The Forbes Expedition of 1758, more than anything else, brought civilization into the frontier of the Pennsylvania Colony in the 1700s. Granted, there were a few 'Indian' traders in the region prior to the Forbes Expedition: John Ray being the most notable, but James Dunning and Garrett Pendergrass also maintained trading posts here. The Forbes Expedition, though, forced the construction of the fortified supply depot that would be named Fort Bedford. And it would be around Fort Bedford that a village would grow, later to become Bedford Borough, the county seat. Although the Indian traders had been in the region for a number of years prior to the Forbes Expedition, that first village was what motivated taverns, grist mills, sawmills and all the other vestiges of civilization to come to inhabit this frontier region.

General John Forbes did not set foot in this region until the road that bore his name was nearly totally completed from Carlisle to the Forks of the Ohio (i.e. present-day Pittsburgh).

The Forbes Expedition, though named for John Forbes, was effectively led by the Swiss-born British Colonel Henry Bouquet. Bouquet coordinated two groups of British soldiers. One group was militaristic and functioned much like any other British army unit. The other group were road-cutters. The road-cutters literally cut a road through the forests, across rivers and through the many marshes that dotted the land. Cutting a road meant that all of the larger trees and smaller saplings and all of the bushes and underbrush had to be cut down, their stumps pulled out, and the ground leveled off in a thirty-five feet swath. Along the way, any large boulders or rocks had to be removed that would impede the easy travel of an army of men marching nine or ten shoulder to shoulder. When the road needed to cross a river, a bridge had to be built, if the water was too deep for the waterway to be forded.
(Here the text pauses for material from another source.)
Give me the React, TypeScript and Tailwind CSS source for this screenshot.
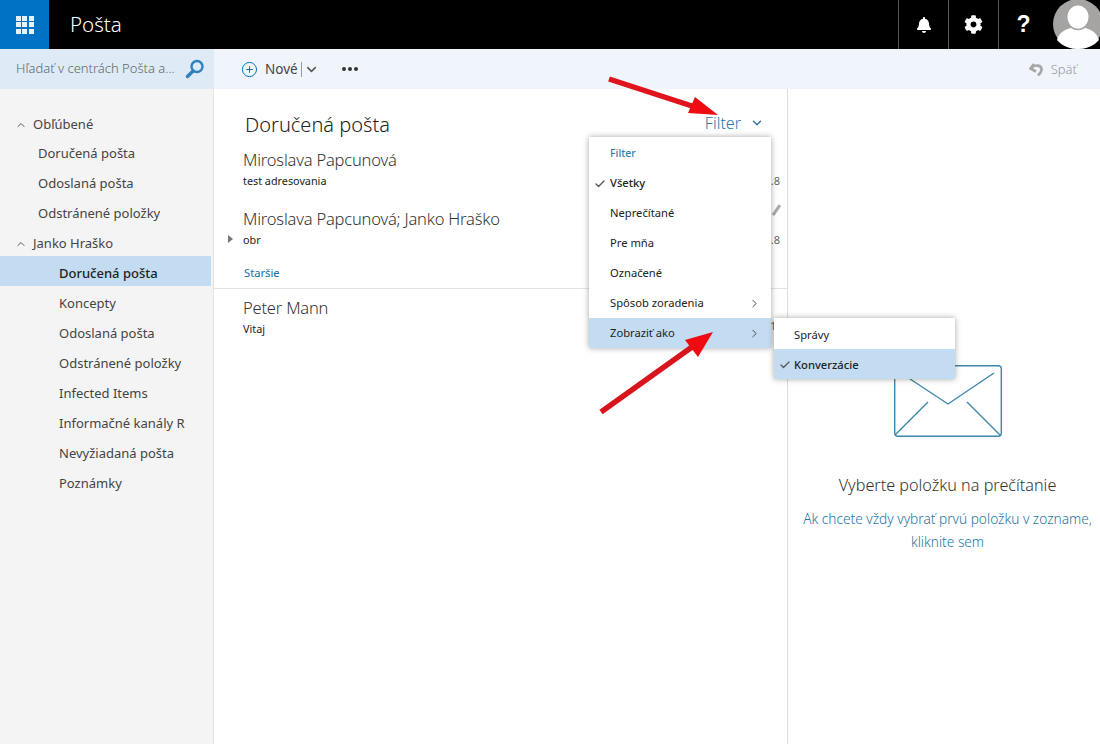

And where there was marshy ground, logs had to be cut and laid flat side by side in what was known as a plank road. While managing the defensive functions, and keeping the road-cutters pushing ever westward, Colonel Bouquet had to concern himself with any legal disputes that arose among the soldiers and between the soldiers and the suttlers, the civilian crafts and tradespeople who traveled with the army and supplied the soldiers with items that the British Army did not supply.

Colonel Henry Bouquet, the first British officer to (officially) set foot in the region that would become Bedford County, was the perfect man to manage General Forbes' Expedition. And because of his leadership in this campaign, when Pontiac's Rebellion flared in 1763, it was Colonel Henry Bouquet who was commissioned to lead an expedition to quell it.